▸ **DESCRIPTION OF THE TASK**: Go through the data below. List every line that holds the word "styles".

(Rows from a dataset of pages and code)
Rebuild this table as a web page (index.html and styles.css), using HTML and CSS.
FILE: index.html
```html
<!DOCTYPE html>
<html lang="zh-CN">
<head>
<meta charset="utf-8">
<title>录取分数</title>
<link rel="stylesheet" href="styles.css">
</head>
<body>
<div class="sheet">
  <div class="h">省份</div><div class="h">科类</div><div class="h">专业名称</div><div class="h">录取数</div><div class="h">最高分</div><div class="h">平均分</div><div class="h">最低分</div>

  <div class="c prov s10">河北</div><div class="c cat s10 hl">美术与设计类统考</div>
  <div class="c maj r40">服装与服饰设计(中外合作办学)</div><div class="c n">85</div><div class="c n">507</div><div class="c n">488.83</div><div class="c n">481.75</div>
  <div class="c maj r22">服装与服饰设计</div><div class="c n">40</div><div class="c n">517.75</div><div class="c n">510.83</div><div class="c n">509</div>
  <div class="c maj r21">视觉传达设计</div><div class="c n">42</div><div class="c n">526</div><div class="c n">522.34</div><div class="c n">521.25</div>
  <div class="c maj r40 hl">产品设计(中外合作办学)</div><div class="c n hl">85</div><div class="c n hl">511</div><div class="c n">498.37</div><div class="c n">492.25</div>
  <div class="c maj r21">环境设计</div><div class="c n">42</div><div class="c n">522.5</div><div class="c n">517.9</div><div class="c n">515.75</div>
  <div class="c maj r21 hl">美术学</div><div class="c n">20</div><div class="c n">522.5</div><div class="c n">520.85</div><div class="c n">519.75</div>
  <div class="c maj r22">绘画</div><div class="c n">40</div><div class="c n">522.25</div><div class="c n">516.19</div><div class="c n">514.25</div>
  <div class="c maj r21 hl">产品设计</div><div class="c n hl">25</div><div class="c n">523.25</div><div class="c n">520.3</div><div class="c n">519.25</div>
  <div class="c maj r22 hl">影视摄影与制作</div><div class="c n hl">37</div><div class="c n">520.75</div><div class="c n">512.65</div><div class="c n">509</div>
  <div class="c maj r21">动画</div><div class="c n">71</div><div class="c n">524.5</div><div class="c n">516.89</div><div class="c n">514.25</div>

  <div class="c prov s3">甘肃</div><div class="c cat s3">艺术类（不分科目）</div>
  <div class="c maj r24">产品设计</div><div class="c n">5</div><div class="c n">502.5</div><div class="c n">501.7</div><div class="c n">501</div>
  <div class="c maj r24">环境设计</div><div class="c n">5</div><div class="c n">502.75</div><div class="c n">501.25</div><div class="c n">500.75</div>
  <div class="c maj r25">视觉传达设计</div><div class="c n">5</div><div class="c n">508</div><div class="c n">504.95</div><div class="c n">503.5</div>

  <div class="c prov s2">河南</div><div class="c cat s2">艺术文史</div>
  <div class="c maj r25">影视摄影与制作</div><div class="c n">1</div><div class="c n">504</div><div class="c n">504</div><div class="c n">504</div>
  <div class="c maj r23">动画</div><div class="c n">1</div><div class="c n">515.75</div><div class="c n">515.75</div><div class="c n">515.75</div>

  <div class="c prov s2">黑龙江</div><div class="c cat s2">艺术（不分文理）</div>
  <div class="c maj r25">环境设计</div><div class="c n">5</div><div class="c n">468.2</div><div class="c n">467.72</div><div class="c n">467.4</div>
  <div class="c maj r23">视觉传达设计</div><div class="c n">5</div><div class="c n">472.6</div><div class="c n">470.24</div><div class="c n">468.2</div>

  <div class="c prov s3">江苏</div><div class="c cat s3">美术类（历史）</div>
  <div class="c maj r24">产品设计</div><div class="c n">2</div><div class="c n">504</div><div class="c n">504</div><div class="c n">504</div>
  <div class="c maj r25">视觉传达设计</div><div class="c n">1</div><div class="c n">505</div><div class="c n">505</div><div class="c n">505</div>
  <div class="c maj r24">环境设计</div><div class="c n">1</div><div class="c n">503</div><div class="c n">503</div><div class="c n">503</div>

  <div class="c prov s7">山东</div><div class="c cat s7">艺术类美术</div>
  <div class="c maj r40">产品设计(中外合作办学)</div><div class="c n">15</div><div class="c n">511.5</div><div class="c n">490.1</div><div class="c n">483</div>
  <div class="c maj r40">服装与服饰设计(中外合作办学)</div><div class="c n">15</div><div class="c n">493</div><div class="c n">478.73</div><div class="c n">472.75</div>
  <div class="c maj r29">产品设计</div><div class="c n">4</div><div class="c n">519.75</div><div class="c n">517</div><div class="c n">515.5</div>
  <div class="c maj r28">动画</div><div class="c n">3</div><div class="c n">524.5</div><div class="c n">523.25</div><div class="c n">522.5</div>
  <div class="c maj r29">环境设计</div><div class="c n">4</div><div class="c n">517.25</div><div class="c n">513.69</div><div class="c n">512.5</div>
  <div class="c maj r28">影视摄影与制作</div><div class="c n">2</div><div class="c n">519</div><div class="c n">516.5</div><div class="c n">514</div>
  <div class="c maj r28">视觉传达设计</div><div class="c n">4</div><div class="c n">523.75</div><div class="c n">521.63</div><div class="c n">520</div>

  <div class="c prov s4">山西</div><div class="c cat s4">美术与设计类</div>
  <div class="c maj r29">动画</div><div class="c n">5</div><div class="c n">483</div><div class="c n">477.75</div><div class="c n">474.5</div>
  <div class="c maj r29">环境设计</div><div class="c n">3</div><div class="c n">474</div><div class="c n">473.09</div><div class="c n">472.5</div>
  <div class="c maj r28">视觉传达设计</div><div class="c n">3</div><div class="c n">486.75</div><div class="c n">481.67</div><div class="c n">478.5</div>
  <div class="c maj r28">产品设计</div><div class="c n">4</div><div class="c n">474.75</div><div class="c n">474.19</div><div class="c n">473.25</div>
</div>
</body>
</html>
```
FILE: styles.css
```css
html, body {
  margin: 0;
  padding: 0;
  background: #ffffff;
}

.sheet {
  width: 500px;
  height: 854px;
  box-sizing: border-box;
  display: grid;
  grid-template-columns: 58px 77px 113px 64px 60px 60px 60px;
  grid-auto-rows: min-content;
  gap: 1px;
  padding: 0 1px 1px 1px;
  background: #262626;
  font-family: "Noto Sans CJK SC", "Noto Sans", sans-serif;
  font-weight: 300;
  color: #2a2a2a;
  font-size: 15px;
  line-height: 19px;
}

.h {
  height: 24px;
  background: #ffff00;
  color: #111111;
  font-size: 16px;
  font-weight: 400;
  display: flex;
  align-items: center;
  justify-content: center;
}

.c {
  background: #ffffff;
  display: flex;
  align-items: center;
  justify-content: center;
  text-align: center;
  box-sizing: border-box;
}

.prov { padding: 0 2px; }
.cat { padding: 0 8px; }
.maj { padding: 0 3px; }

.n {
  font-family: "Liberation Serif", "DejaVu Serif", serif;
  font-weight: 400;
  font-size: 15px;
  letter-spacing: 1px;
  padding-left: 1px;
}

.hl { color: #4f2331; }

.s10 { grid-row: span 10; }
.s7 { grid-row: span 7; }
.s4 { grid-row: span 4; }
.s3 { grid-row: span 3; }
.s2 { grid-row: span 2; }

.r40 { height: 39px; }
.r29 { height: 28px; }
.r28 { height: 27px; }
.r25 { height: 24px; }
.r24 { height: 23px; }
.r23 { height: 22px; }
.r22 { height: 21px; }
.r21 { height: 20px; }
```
* * *
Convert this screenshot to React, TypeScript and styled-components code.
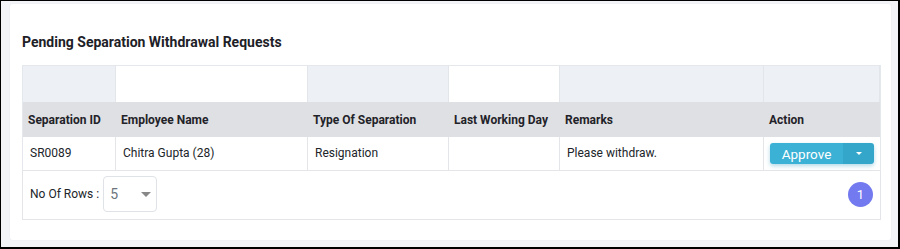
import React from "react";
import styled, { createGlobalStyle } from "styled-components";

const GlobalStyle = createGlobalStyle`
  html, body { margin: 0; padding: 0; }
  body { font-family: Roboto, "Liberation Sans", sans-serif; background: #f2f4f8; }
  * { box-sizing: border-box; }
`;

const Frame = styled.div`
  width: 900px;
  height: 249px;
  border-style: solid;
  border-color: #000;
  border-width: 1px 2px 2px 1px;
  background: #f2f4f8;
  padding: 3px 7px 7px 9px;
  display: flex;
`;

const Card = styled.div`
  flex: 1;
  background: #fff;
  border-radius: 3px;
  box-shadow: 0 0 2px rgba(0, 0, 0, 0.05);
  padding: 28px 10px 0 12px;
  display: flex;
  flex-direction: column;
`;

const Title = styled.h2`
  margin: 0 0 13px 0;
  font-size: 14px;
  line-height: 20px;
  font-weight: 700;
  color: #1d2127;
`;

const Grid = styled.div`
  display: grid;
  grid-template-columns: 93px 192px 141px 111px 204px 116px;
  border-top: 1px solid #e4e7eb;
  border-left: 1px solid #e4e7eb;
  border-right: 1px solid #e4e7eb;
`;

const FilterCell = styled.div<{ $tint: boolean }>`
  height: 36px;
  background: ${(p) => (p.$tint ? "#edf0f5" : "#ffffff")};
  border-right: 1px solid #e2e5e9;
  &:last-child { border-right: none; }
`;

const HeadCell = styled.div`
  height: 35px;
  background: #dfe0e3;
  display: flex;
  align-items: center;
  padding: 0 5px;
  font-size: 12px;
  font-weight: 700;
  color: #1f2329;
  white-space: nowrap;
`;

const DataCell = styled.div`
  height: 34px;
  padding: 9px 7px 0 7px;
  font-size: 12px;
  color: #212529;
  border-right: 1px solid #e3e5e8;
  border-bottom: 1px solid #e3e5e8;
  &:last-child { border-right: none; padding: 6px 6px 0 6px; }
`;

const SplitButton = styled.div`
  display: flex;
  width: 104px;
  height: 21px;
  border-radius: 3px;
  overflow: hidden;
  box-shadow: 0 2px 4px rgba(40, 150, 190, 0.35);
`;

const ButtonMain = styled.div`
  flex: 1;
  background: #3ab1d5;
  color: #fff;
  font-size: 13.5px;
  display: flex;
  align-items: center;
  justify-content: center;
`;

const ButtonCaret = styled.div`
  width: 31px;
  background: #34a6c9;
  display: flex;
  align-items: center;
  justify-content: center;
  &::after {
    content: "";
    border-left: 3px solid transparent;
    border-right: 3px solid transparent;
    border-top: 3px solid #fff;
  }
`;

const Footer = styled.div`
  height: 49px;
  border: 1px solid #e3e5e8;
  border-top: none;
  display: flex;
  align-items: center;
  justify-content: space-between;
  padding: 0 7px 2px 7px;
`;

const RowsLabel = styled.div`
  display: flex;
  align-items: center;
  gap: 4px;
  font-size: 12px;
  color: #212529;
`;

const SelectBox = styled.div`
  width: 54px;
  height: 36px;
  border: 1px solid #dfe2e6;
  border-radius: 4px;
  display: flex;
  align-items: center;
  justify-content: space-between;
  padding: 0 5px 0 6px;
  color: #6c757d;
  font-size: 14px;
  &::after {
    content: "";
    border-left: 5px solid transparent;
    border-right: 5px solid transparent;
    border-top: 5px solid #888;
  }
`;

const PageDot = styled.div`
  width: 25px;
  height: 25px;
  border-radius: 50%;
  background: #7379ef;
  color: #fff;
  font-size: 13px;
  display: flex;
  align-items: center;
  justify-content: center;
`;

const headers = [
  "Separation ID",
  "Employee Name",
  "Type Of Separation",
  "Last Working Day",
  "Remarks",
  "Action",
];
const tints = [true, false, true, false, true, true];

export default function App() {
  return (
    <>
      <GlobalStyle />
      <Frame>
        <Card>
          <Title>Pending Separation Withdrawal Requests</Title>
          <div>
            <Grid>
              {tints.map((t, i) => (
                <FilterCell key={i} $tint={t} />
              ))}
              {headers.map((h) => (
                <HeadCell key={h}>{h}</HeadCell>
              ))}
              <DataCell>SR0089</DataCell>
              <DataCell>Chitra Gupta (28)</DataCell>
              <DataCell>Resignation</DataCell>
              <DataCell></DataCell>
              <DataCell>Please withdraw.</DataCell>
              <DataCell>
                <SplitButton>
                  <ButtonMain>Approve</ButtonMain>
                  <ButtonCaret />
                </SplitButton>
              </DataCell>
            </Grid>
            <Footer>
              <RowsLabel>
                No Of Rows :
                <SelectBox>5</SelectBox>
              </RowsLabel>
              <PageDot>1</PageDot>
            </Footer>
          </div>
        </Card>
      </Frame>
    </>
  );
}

▸ **RESULT BELOW**:
Rebuild this table as a web page (index.html and styles.css), using HTML and CSS.
<link rel="stylesheet" href="styles.css">
FILE: styles.css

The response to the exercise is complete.